É nessa procura de manter o nível de vida que reside boa parte do sucesso do fenómeno do couponing. Ao lado das linhas aéreas e dos portais de compras coletivas de artigos de moda, são a figura de proa que representa o auge do conceito de custo reduzido. De facto, a procura de pechinchas e bons preços na Rede disparou em 64% a audiência destes portais de descontos e cupões, que oferecem lazer a preços mais baratos. E, dentro destes estandartes, os outlets [lojas de produtos fora de época] digitais de luxo fácil e moda são um pequeno jardim zoológico de cristal que engloba a idiossincrasia deste tipo de ofertas. Mas quem tiver memória económica recordar-se-á de que o grande crescimento do custo reduzido em Espanha ficou a dever-se às companhias aéreas. Talvez não tanto em termos de faturação mas antes de reconhecimento social deste fenómeno.

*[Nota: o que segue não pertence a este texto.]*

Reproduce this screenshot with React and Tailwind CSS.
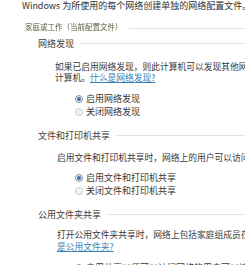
// App.jsx — Windows 高级共享设置 (network profile options) crop.

const Radio = ({ checked }) => (
  <span
    className={
      'inline-flex h-[8px] w-[8px] shrink-0 items-center justify-center rounded-full border ' +
      (checked ? 'border-[#8c9299] bg-[#eef1f4]' : 'border-[#c9cdd1] bg-[#f3f4f5]')
    }
  >
    {checked && <span className="h-[4px] w-[4px] rounded-full bg-[#3e6db3]" />}
  </span>
)

const Header = ({ children, className = '' }) => (
  <div className={'flex h-[11px] items-center pl-[38px] ' + className}>
    <span className="whitespace-nowrap text-[#3c3c3c]">{children}</span>
    <span className="ml-[6px] h-px flex-1 bg-[#dfe4e8]" />
  </div>
)

const Options = ({ items, className = '' }) => (
  <div className={'pl-[75px] ' + className}>
    {items.map((t, i) => (
      <div key={t} className="flex h-[13px] items-center gap-[3px] whitespace-nowrap">
        <Radio checked={i === 0} />
        <span>{t}</span>
      </div>
    ))}
  </div>
)

export default function App() {
  return (
    <div className="h-[265px] w-[245px] overflow-hidden bg-white font-['Noto_Sans_CJK_SC','Liberation_Sans',sans-serif] text-[9px] leading-[11px] text-[#383838]">
      <div className="h-[11px] whitespace-nowrap pl-[22px] text-[#2f2f2f]">
        Windows 为所使用的每个网络创建单独的网络配置文件。
      </div>

      <div className="mt-[10px] flex h-[11px] items-center pl-[25px]">
        <span className="whitespace-nowrap text-[7.5px] text-[#5a5a3c] blur-[0.4px]">
          家庭或工作（当前配置文件）
        </span>
        <span className="ml-[6px] mt-[3px] h-px flex-1 bg-[#dfe4e8]" />
      </div>

      <Header className="mt-[6px]">网络发现</Header>

      <div className="mt-[12px] whitespace-nowrap pl-[55px] text-[8.75px]">
        <div>如果已启用网络发现，则此计算机可以发现其他网络</div>
        <div>
          计算机。
          <span className="text-[#3b7fb6] underline">什么是网络发现?</span>
        </div>
      </div>

      <Options className="mt-[9px]" items={['启用网络发现', '关闭网络发现']} />

      <Header className="mt-[12px]">文件和打印机共享</Header>

      <div className="mt-[11px] whitespace-nowrap pl-[57px] text-[8.75px]">
        启用文件和打印机共享时，网络上的用户可以访问通过
      </div>

      <Options className="mt-[8px]" items={['启用文件和打印机共享', '关闭文件和打印机共享']} />

      <Header className="mt-[12px]">公用文件夹共享</Header>

      <div className="mt-[9px] whitespace-nowrap pl-[57px] text-[8.75px] leading-[12px]">
        <div>打开公用文件夹共享时，网络上包括家庭组成员在内</div>
        <div className="text-[#3b7fb6] underline">是公用文件夹?</div>
      </div>

      <Options className="mt-[8px]" items={['启用共享以便可以访问网络的用户可以读取']} />
    </div>
  )
}
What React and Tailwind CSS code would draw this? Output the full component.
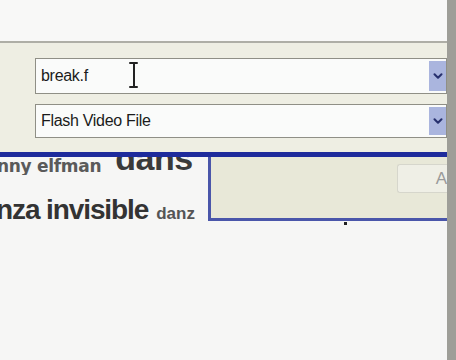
import { ChevronDown } from "lucide-react";

function Combo({ value, cursor, h }) {
  return (
    <div
      className={`flex items-stretch border border-[#8f8f86] bg-[#fafbfa] ${h}`}
    >
      <div className="relative flex flex-1 items-center pl-[5px] text-[16px] text-[#1b1b1b] tracking-[-0.3px]">
        {value}
        {cursor && (
          <span className="absolute left-[93px] top-[3px] flex h-[26px] w-[9px] flex-col items-center">
            <span className="h-[2px] w-[9px] rounded-full bg-[#222]" />
            <span className="w-[2px] flex-1 bg-[#222]" />
            <span className="h-[2px] w-[9px] rounded-full bg-[#222]" />
          </span>
        )}
      </div>
      <div className="my-[2px] flex w-[17px] items-center justify-center bg-[#aab5de]">
        <ChevronDown className="h-[14px] w-[14px] text-[#27306e]" strokeWidth={3.5} />
      </div>
    </div>
  );
}

export default function App() {
  return (
    <div
      className="flex h-[360px] w-[456px] overflow-hidden bg-[#f6f6f5]"
      style={{ fontFamily: '"Liberation Sans", Arial, sans-serif' }}
    >
      <div className="flex w-[447px] flex-col">
        <div className="h-[41px] bg-[#f8f8f7]" />
        <div className="h-[2px] bg-[#aeaea6]" />
        <div className="flex h-[109px] flex-col gap-[10px] bg-[#eeeee3] pl-[35px] pt-[15px]">
          <Combo value="break.f" cursor h="h-[36px]" />
          <Combo value="Flash Video File" h="h-[34px]" />
        </div>
        <div className="h-[5px] bg-[#1e2b9c]" />
        <div className="flex">
          <div className="flex w-[208px] flex-col overflow-hidden font-bold">
            <div className="flex h-[18px] items-end overflow-hidden whitespace-nowrap leading-none">
              <span
                className="ml-[-3px] text-[17px] text-[#5a5a5a] tracking-[-0.3px]"
                style={{ fontFamily: '"DejaVu Sans", sans-serif' }}
              >
                nny elfman
              </span>
              <span className="ml-[14px] mb-0 text-[34px] text-[#3a3a3a] tracking-[-0.5px]">dans</span>
            </div>
            <div className="mt-[21px] flex items-end whitespace-nowrap leading-none">
              <span className="ml-[-4px] text-[28px] text-[#333] tracking-[-1.1px]">nza invisible</span>
              <span className="ml-[8px] mb-[2px] text-[17px] text-[#555]">danz</span>
            </div>
          </div>
          <div className="flex flex-1 flex-col">
            <div className="flex h-[64px] border-b-[3px] border-l-[3px] border-[#4a56aa] bg-[#e8e8d8] pt-[7px]">
              <div className="flex-1" />
              <div className="flex h-[29px] w-[50px] items-center justify-end rounded-l-[3px] border border-r-0 border-[#d6d6cc] bg-[#efefe6] text-[17px] text-[#9a9a9a]">
                A
              </div>
            </div>
            <div className="ml-[136px] mt-[1px] h-[3px] w-[3px] bg-[#222]" />
          </div>
        </div>
      </div>
      <div className="w-[9px] bg-[#9e9e98]" />
    </div>
  );
}
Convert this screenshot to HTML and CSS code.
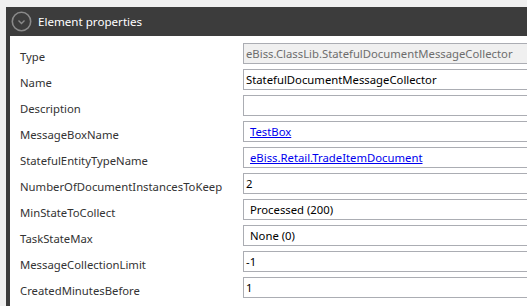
FILE: index.html
```html
<!DOCTYPE html>
<html lang="en">
<head>
    <meta charset="UTF-8">
    <title>Element properties</title>
    <link rel="stylesheet" href="styles.css">
</head>
<body>
    <div class="panel">
        <div class="panel-header">
            <svg class="toggle" width="21" height="21" viewBox="0 0 21 21">
                <circle cx="10.5" cy="10.5" r="9.2" fill="none" stroke="#8a8a8a" stroke-width="1.6"/>
                <path d="M7.5 9.5 L10.5 12.5 L13.5 9.5" fill="none" stroke="#8a8a8a" stroke-width="1.4"/>
            </svg>
            <span class="title">Element properties</span>
        </div>
        <div class="props">
            <div class="label">Type</div>
            <div class="field readonly">eBiss.ClassLib.StatefulDocumentMessageCollector</div>

            <div class="label">Name</div>
            <div class="field">StatefulDocumentMessageCollector</div>

            <div class="label">Description</div>
            <div class="field"></div>

            <div class="label">MessageBoxName</div>
            <div class="field pad"><a href="#">TestBox</a></div>

            <div class="label">StatefulEntityTypeName</div>
            <div class="field pad"><a href="#">eBiss.Retail.TradeItemDocument</a></div>

            <div class="label">NumberOfDocumentInstancesToKeep</div>
            <div class="field">2</div>

            <div class="label">MinStateToCollect</div>
            <div class="field pad">Processed (200)</div>

            <div class="label">TaskStateMax</div>
            <div class="field pad">None (0)</div>

            <div class="label">MessageCollectionLimit</div>
            <div class="field">-1</div>

            <div class="label">CreatedMinutesBefore</div>
            <div class="field">1</div>
        </div>
    </div>
</body>
</html>
```

FILE: styles.css
```css
body {
    margin: 0;
    background-color: #f0f0f0;
    font-family: "Noto Sans", "Open Sans", sans-serif;
    font-size: 11.3px;
    overflow: hidden;
}

.panel {
    margin: 7px 0 0 6px;
    border-left: 4px solid #3c3c3c;
    background-color: #fff;
    height: 299px;
    overflow: hidden;
}

.panel-header {
    display: flex;
    align-items: center;
    height: 29px;
    background-color: #3c3c3c;
    color: #fff;
    padding-left: 1px;
}

.toggle {
    margin-right: 6px;
}

.title {
    font-size: 11.6px;
}

.props {
    display: grid;
    grid-template-columns: 223px 1fr;
    grid-auto-rows: 21px;
    row-gap: 5px;
    padding: 7px 0 0 10px;
    margin-right: -20px;
}

.label {
    display: flex;
    align-items: center;
    padding-top: 5px;
    color: #333;
}

.field {
    display: flex;
    align-items: center;
    border: 1px solid #abadb3;
    padding-left: 2px;
    color: #000;
    white-space: nowrap;
}

.field.pad {
    padding-left: 6px;
}

.field.readonly {
    background-color: #f0f0f0;
    color: #6d6d6d;
}

.field a {
    color: #0000ee;
}
```
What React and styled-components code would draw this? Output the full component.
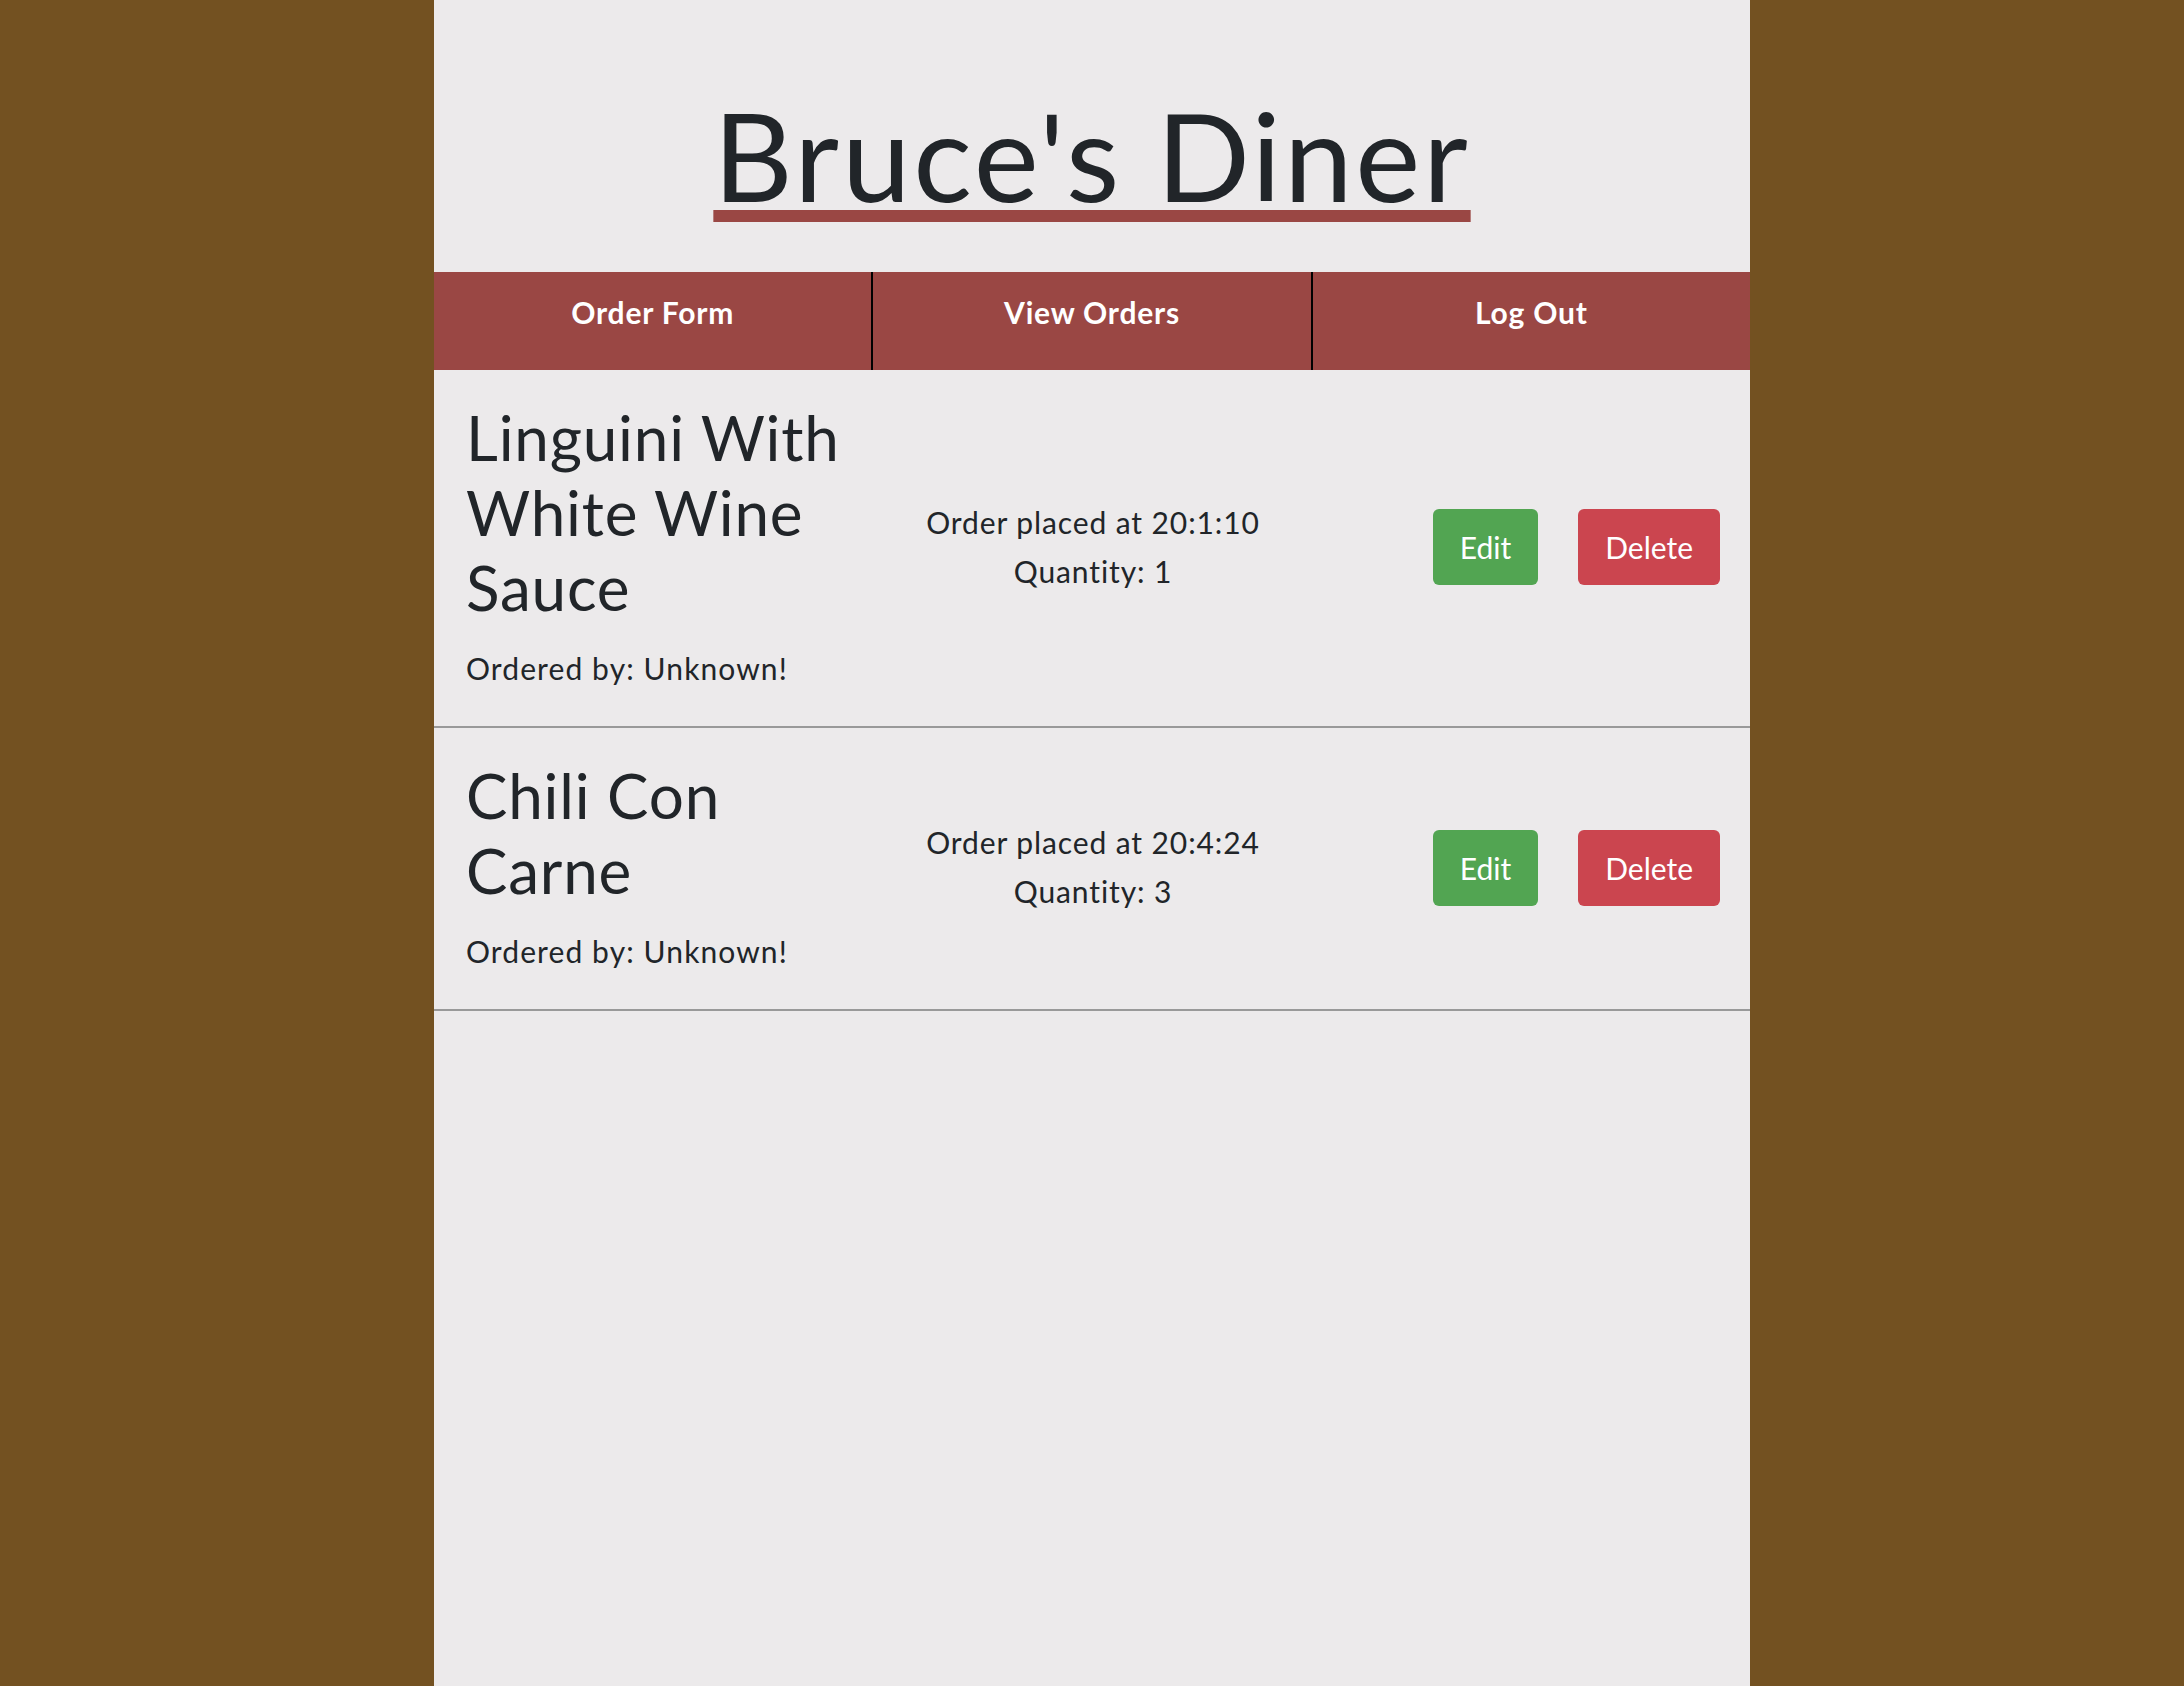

No entanto, é indiferente a perspetiva segundo a qual o interpretemos: seja custo reduzido, preço baixo ou promoção, a verdade é que o low cost permite a milhares de pessoas libertarem-se da sensação, que se agarra à pele, de serem o homem do ano passado, resignado a vestir a mesma roupa dos 365 dias anteriores, a ir às mesmas lojas e a comprar os mesmos artigos.
HABITAÇÃO - Partilhar a casa para não a perder
Por causa da crise, uma nova tendência ganha terreno no mercado imobiliário de Barcelona e de outras grandes cidades, escreve El Periódico: a coabitação.
A crise não congelou apenas a venda de apartamentos e a descida de salários. Também provocou uma nova composição dos lares urbanos, em que agora se juntam desconhecidos obrigados a partilharem um teto para poderem sobreviver sem terem de recorrer à ajuda da família. O que outrora era uma prática limitada aos estudantes estende-se agora àqueles que estão na faixa dos 30 e são ativos – e mal pagos – bem como a muitos casais separados e desempregados. Há quem alugue um quarto para poder pagar uma hipoteca que já não conseguem pagar sozinhos. Alguns inquilinos subalugam (o que, a priori, é ilegal) para conseguirem pagar a sua própria renda.